■ TASK:
Take every line from the listing below that includes "index" and copy it.

===== AVAILABLE DATA =====

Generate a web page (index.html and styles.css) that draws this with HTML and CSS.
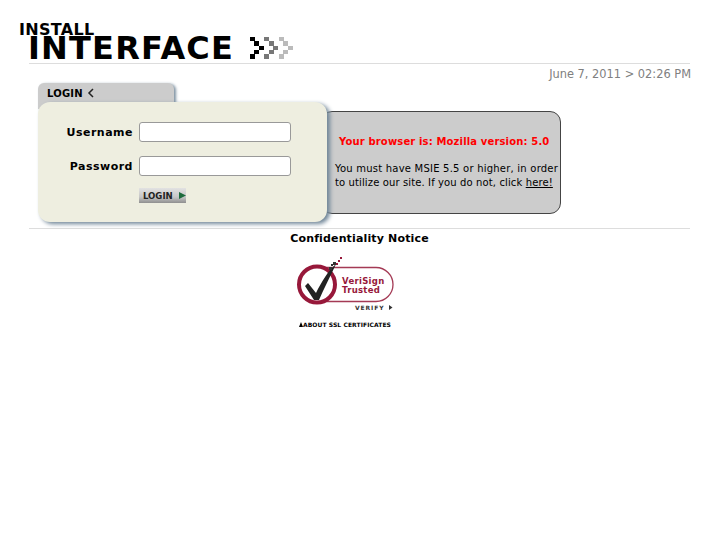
FILE: index.html
```html
<!DOCTYPE html>
<html lang="en">
<head>
<meta charset="utf-8">
<title>Install Interface</title>
<link rel="stylesheet" href="styles.css">
</head>
<body>
<header class="masthead">
  <div class="brand-top">INSTALL</div>
  <div class="brand-main">
    <span class="brand-name">INTERFACE</span>
    <svg class="brand-arrows" width="45" height="24" viewBox="0 0 45 24" aria-hidden="true">
      <g fill="#000"><rect x="0" y="0" width="5" height="4"/><rect x="4" y="4" width="5" height="5"/><rect x="9" y="9" width="5" height="4"/><rect x="4" y="13" width="5" height="4"/><rect x="0" y="17" width="5" height="5"/></g>
      <g fill="#777"><rect x="14" y="0" width="5" height="4"/><rect x="19" y="4" width="5" height="5"/><rect x="23" y="9" width="5" height="4"/><rect x="19" y="13" width="5" height="4"/><rect x="14" y="17" width="5" height="5"/></g>
      <g fill="#bbb"><rect x="29" y="0" width="5" height="4"/><rect x="33" y="4" width="5" height="5"/><rect x="38" y="9" width="5" height="4"/><rect x="33" y="13" width="5" height="4"/><rect x="29" y="17" width="5" height="5"/></g>
    </svg>
  </div>
</header>
<div class="date">June 7, 2011 &gt; 02:26 PM</div>
<main class="login-area">
  <div class="tab">
    <span>LOGIN</span>
    <svg width="7" height="10" viewBox="0 0 7 10" aria-hidden="true"><path d="M6 1L2 5l4 4" fill="none" stroke="#222" stroke-width="1.500"/></svg>
  </div>
  <div class="panels">
    <form class="panel">
      <div class="field"><label for="u">Username</label><input id="u" type="text"></div>
      <div class="field"><label for="p">Password</label><input id="p" type="password"></div>
      <button class="btn" type="button">LOGIN<svg width="7" height="7" viewBox="0 0 7 7" aria-hidden="true"><path d="M0 0l7 3.500-7 3.500z" fill="#1d6b3c"/></svg></button>
    </form>
    <section class="info">
      <p class="warn">Your browser is: Mozilla version: 5.0</p>
      <p class="msg">You must have MSIE 5.5 or higher, in order<br><span class="msg-tight">to utilize our site. If you do not, click <a href="#">here!</a></span></p>
    </section>
  </div>
</main>
<footer class="foot">
  <div class="notice">Confidentiality Notice</div>
  <svg class="seal" width="100" height="60" viewBox="0 0 100 60" aria-hidden="true">
    <path d="M22 12.500H81a17 17 0 0 1 0 34H22" fill="none" stroke="#a43a55" stroke-width="1.300"/>
    <circle cx="22" cy="29.500" r="18" fill="#fff" stroke="#97183a" stroke-width="4"/>
    <path d="M13 28l8 10C27 26 33 16 41 9C35 22 29 33 24 45h-5L10 31z" fill="#222"/>
    <g fill="#333"><rect x="34" y="12" width="3" height="3"/><rect x="38" y="7" width="3" height="3"/><rect x="36" y="9" width="2" height="2"/></g>
    <g fill="#97183a"><rect x="43" y="5" width="2" height="2"/><rect x="45" y="2" width="2" height="2"/><rect x="41" y="8" width="2" height="2"/></g>
    <text x="47" y="29" class="seal-text">VeriSign</text>
    <text x="47" y="38" class="seal-text">Trusted</text>
    <text x="60" y="55" class="seal-verify">VERIFY</text>
    <path d="M94 50l3.500 2.500-3.500 2.500z" fill="#333"/>
  </svg>
  <div class="about"><span class="tri"></span>ABOUT SSL CERTIFICATES</div>
</footer>
</body>
</html>
```
FILE: styles.css
```css
html, body { margin: 0; padding: 0; background: #fff; }
body { font-family: "DejaVu Sans", sans-serif; color: #000; width: 727px; height: 545px; overflow: hidden; }

.masthead { margin: 0 37px 0 29px; height: 64px; border-bottom: 1px solid #ddd; box-sizing: border-box; padding-top: 22px; }
.brand-top { margin-left: -10px; font-size: 16px; font-weight: bold; line-height: 16px; letter-spacing: 0.3px; }
.brand-main { display: flex; align-items: center; gap: 16px; margin-top: -6px; margin-left: -1px; }
.brand-name { font-size: 32px; font-weight: bold; line-height: 32px; letter-spacing: 1.2px; }
.brand-arrows { margin-top: 1px; }

.date { margin: 3px 36px 0 0; text-align: right; font-size: 11.400px; line-height: 14px; color: #808080; }

.login-area { margin: 2px 0 0 38px; }
.tab { width: 136px; height: 26px; box-sizing: border-box; padding: 4px 9px; display: flex; align-items: flex-start; gap: 4px; background: #ccc; border-radius: 6px 6px 0 0; box-shadow: 2px 1px 3px #7f93a3; font-size: 10px; font-weight: bold; line-height: 13px; letter-spacing: 0.2px; }
.tab svg { margin-top: 1px; }

.panels { display: flex; align-items: flex-start; margin-top: -7px; position: relative; }
.panel { position: relative; z-index: 1; width: 289px; height: 120px; box-sizing: border-box; padding-top: 20px; background: #eeeee0; border-radius: 12px; box-shadow: 3px 2px 4px #6f8597; }
.field { display: flex; align-items: center; justify-content: flex-end; gap: 6px; width: 253px; height: 20px; margin-bottom: 14px; font-size: 11px; font-weight: bold; letter-spacing: 0.5px; }
.field input { width: 152px; height: 20px; box-sizing: border-box; margin: 0; padding: 0; background: #fff; border: 1px solid #999; border-radius: 3px; }
.btn { display: flex; align-items: center; gap: 6px; width: 47px; height: 15px; margin: -2px 0 0 101px; padding: 0 0 0 4px; box-sizing: border-box; border: 0; background: linear-gradient(#e2e2e2, #c6c6c6 60%, #8f8f8f); font-family: "DejaVu Sans Condensed", "DejaVu Sans", sans-serif; font-stretch: condensed; font-size: 9.500px; font-weight: bold; color: #222; }

.info { margin: 9px 0 0 -6px; width: 240px; height: 103px; box-sizing: border-box; padding: 23px 0 0 12px; background: #ccc; border: 1px solid #444; border-radius: 11px; font-size: 10px; }
.info p { margin: 0; white-space: nowrap; }
.warn { color: #f00; font-weight: bold; font-size: 10px; line-height: 13px; letter-spacing: 0.15px; padding-left: 5px; }
.msg { margin-top: 14px !important; padding-left: 1px; line-height: 14px; letter-spacing: 0.22px; }
.msg-tight { letter-spacing: 0.12px; }
.msg a { color: #000; text-decoration: underline; }

.foot { margin: 6px 37px 0 29px; border-top: 1px solid #ddd; text-align: center; display: flex; flex-direction: column; align-items: center; }
.notice { margin-top: 3px; font-size: 11px; font-weight: bold; line-height: 14px; letter-spacing: 0.15px; }
.seal { margin: 9px 0 0 -29px; }
.seal-text { font-family: "DejaVu Sans", sans-serif; font-size: 8.500px; font-weight: bold; fill: #97183a; letter-spacing: 0.3px; }
.seal-verify { font-family: "DejaVu Sans", sans-serif; font-size: 6px; font-weight: bold; fill: #333; letter-spacing: 0.9px; }
.about { margin: 6px 0 0 -29px; font-size: 6px; font-weight: bold; line-height: 8px; white-space: nowrap; letter-spacing: 0.08px; }
.tri { display: inline-block; width: 0; height: 0; border: 2.500px solid transparent; border-top: 0; border-bottom: 5px solid #000; }
```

=====

■ IN RESPONSE:
Generate a web page (index.html and styles.css) that draws this with HTML and CSS.
FILE: index.html
.panel { position: relative; z-index: 1; width: 289px; height: 120px; box-sizing: border-box; padding-top: 20px; background: #eeeee0; border-radius: 12px; box-shadow: 3px 2px 4px #6f8597; }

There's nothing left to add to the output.